(THE PROBLEM): Write out each line exactly as given. Leave the pictures out of your copy.

(DATASET EXCERPT):
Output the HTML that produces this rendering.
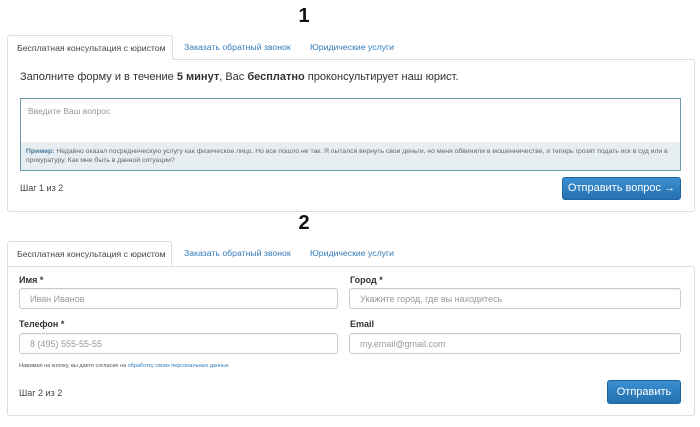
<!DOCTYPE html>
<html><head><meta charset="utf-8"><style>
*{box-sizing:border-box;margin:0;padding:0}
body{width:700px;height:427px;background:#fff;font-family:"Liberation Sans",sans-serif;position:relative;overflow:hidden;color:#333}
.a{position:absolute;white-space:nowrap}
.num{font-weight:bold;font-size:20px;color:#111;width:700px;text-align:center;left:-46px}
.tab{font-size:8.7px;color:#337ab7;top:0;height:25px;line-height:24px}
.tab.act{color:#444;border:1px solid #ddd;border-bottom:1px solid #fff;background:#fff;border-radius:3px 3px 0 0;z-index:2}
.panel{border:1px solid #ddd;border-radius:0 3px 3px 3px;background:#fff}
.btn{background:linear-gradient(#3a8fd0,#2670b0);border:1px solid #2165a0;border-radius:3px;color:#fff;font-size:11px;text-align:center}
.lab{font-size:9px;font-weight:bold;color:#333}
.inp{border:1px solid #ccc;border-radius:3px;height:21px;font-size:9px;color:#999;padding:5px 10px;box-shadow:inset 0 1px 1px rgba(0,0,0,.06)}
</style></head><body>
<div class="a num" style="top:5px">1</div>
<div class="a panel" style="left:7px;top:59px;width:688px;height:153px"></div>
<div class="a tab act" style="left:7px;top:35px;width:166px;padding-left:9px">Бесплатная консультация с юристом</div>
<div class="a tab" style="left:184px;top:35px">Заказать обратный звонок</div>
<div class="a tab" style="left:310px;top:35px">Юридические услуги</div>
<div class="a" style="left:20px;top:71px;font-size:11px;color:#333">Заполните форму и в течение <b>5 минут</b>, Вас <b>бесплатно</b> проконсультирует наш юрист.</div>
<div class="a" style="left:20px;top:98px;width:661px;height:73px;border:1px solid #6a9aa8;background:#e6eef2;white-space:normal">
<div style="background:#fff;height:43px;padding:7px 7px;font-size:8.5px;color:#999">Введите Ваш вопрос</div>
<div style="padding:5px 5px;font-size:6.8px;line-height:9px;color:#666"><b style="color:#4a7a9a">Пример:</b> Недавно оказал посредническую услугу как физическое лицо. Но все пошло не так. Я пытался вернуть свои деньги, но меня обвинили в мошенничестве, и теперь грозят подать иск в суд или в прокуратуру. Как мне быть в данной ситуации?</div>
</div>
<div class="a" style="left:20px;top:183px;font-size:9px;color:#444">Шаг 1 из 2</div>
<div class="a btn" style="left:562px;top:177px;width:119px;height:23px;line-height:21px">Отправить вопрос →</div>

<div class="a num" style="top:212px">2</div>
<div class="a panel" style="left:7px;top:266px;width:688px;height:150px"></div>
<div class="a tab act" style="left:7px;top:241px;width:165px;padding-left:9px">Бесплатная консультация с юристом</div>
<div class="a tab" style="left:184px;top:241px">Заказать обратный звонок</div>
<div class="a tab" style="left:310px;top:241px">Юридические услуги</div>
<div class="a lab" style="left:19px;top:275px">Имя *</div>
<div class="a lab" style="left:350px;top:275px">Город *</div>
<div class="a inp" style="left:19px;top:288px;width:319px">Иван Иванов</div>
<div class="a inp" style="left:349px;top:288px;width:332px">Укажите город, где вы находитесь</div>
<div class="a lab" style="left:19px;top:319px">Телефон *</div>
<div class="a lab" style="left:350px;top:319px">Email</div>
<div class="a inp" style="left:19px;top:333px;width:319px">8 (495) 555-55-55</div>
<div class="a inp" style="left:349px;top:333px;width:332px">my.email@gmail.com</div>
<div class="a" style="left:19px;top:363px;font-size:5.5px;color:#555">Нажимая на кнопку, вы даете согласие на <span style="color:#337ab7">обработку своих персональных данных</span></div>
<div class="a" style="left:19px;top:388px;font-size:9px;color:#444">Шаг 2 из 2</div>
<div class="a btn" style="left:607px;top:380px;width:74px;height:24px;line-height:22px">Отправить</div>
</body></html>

(SOLUTION TO THE PROBLEM):
Output the HTML that produces this rendering.
<!DOCTYPE html>
<html><head><meta charset="utf-8"><style>
*{box-sizing:border-box;margin:0;padding:0}
body{width:700px;height:427px;background:#fff;font-family:"Liberation Sans",sans-serif;position:relative;overflow:hidden;color:#333}
.a{position:absolute;white-space:nowrap}
.num{font-weight:bold;font-size:20px;color:#111;width:700px;text-align:center;left:-46px}
.tab{font-size:8.7px;color:#337ab7;top:0;height:25px;line-height:24px}
.tab.act{color:#444;border:1px solid #ddd;border-bottom:1px solid #fff;background:#fff;border-radius:3px 3px 0 0;z-index:2}
.panel{border:1px solid #ddd;border-radius:0 3px 3px 3px;background:#fff}
.btn{background:linear-gradient(#3a8fd0,#2670b0);border:1px solid #2165a0;border-radius:3px;color:#fff;font-size:11px;text-align:center}
.lab{font-size:9px;font-weight:bold;color:#333}
.inp{border:1px solid #ccc;border-radius:3px;height:21px;font-size:9px;color:#999;padding:5px 10px;box-shadow:inset 0 1px 1px rgba(0,0,0,.06)}
</style></head><body>
<div class="a num" style="top:5px">1</div>
<div class="a panel" style="left:7px;top:59px;width:688px;height:153px"></div>
<div class="a tab act" style="left:7px;top:35px;width:166px;padding-left:9px">Бесплатная консультация с юристом</div>
<div class="a tab" style="left:184px;top:35px">Заказать обратный звонок</div>
<div class="a tab" style="left:310px;top:35px">Юридические услуги</div>
<div class="a" style="left:20px;top:71px;font-size:11px;color:#333">Заполните форму и в течение <b>5 минут</b>, Вас <b>бесплатно</b> проконсультирует наш юрист.</div>
<div class="a" style="left:20px;top:98px;width:661px;height:73px;border:1px solid #6a9aa8;background:#e6eef2;white-space:normal">
<div style="background:#fff;height:43px;padding:7px 7px;font-size:8.5px;color:#999">Введите Ваш вопрос</div>
<div style="padding:5px 5px;font-size:6.8px;line-height:9px;color:#666"><b style="color:#4a7a9a">Пример:</b> Недавно оказал посредническую услугу как физическое лицо. Но все пошло не так. Я пытался вернуть свои деньги, но меня обвинили в мошенничестве, и теперь грозят подать иск в суд или в прокуратуру. Как мне быть в данной ситуации?</div>
</div>
<div class="a" style="left:20px;top:183px;font-size:9px;color:#444">Шаг 1 из 2</div>
<div class="a btn" style="left:562px;top:177px;width:119px;height:23px;line-height:21px">Отправить вопрос →</div>

<div class="a num" style="top:212px">2</div>
<div class="a panel" style="left:7px;top:266px;width:688px;height:150px"></div>
<div class="a tab act" style="left:7px;top:241px;width:165px;padding-left:9px">Бесплатная консультация с юристом</div>
<div class="a tab" style="left:184px;top:241px">Заказать обратный звонок</div>
<div class="a tab" style="left:310px;top:241px">Юридические услуги</div>
<div class="a lab" style="left:19px;top:275px">Имя *</div>
<div class="a lab" style="left:350px;top:275px">Город *</div>
<div class="a inp" style="left:19px;top:288px;width:319px">Иван Иванов</div>
<div class="a inp" style="left:349px;top:288px;width:332px">Укажите город, где вы находитесь</div>
<div class="a lab" style="left:19px;top:319px">Телефон *</div>
<div class="a lab" style="left:350px;top:319px">Email</div>
<div class="a inp" style="left:19px;top:333px;width:319px">8 (495) 555-55-55</div>
<div class="a inp" style="left:349px;top:333px;width:332px">my.email@gmail.com</div>
<div class="a" style="left:19px;top:363px;font-size:5.5px;color:#555">Нажимая на кнопку, вы даете согласие на <span style="color:#337ab7">обработку своих персональных данных</span></div>
<div class="a" style="left:19px;top:388px;font-size:9px;color:#444">Шаг 2 из 2</div>
<div class="a btn" style="left:607px;top:380px;width:74px;height:24px;line-height:22px">Отправить</div>
</body></html>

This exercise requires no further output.